Jamie Tran, Black Sheep in Las Vegas

For visitors, Las Vegas’ food scene is intertwined with the celeb chefs on the Strip (Michael Mina, Wolfgang Puck, Tom Colicchio, a million others). But an emerging food scene is occurring beyond the flashy casinos, led in part by Jamie Tran of Black Sheep. Eater Las Vegas bestowed the 2017 Chef of the Year honor upon her, while Black Sheep, less than a year old, took Restaurant of the Year. Ironically, the Strip has to be credited for honing Tran’s skills, where she logged hours at Daniel Boulud’s DB Brasserie and Charlie Palmer’s Aureole. Black Sheep, named in part for her outsider status in a male-dominated sector, is a far cry from the high-end food and ambiance at her former workplaces (in a good way). Instead, she’s returned to her roots, serving up tasty Vietnamese-American dishes in a modern yet cozy space. Come hungry for bao sliders, salmon skin tacos, Vietnamese imperial rolls and braised duroc pork belly.

Julia Sullivan, Henrietta Red in Nashville, Tenn.

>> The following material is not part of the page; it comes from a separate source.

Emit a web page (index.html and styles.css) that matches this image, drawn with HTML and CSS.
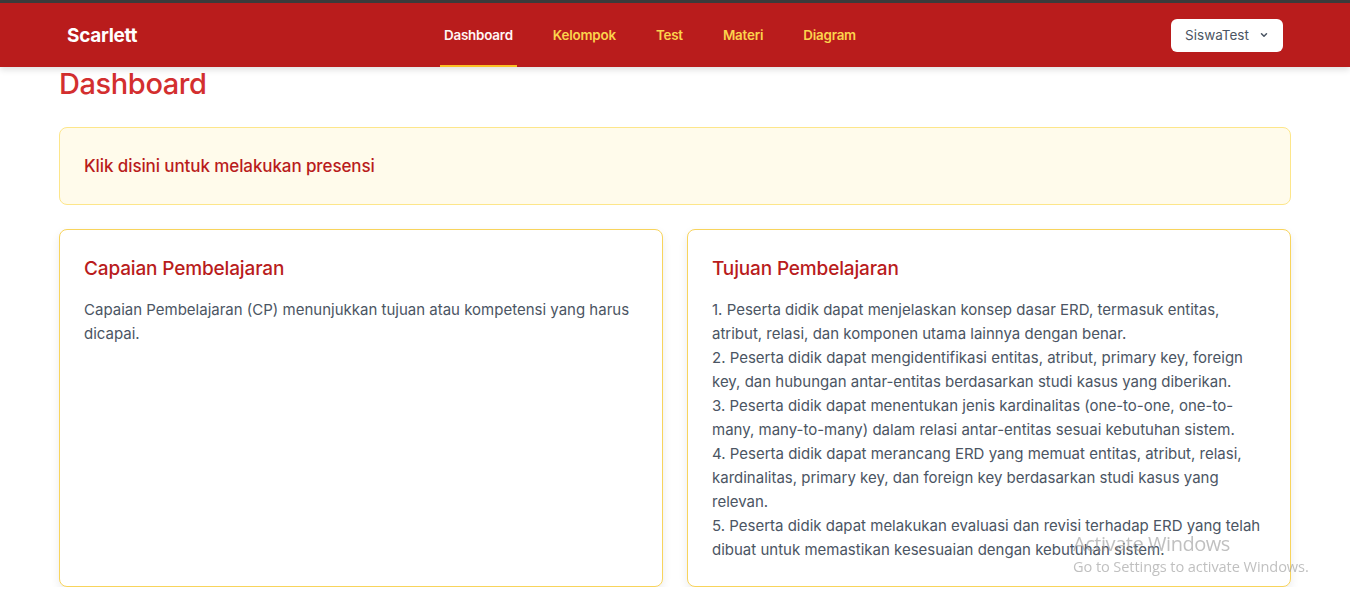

Henrietta Red has become known for its raw oyster bar, serving oysters from both the South and across the country, but don’t skip its seasonal, seafood-centric dishes and comfort food-filled brunch menu. The restaurant’s beet risotto, red snapper crudo, chicken liver and cauliflower steak are among the reasons why it earned a finalist spot on Bon Appetit’s Best New Restaurants 2017. The biggest reason behind its success is chef Julia Sullivan, a Nashville native who attended the Culinary Institute of America before moving on to heavy-hitters Blue Hill at Stone Barns in New York’s Hudson Valley and Per Se in New York City. Even though it took her a few years to open Henrietta Red, it’s no small feat the restaurant has already garnered high praise in a city fast emerging as a foodie destination.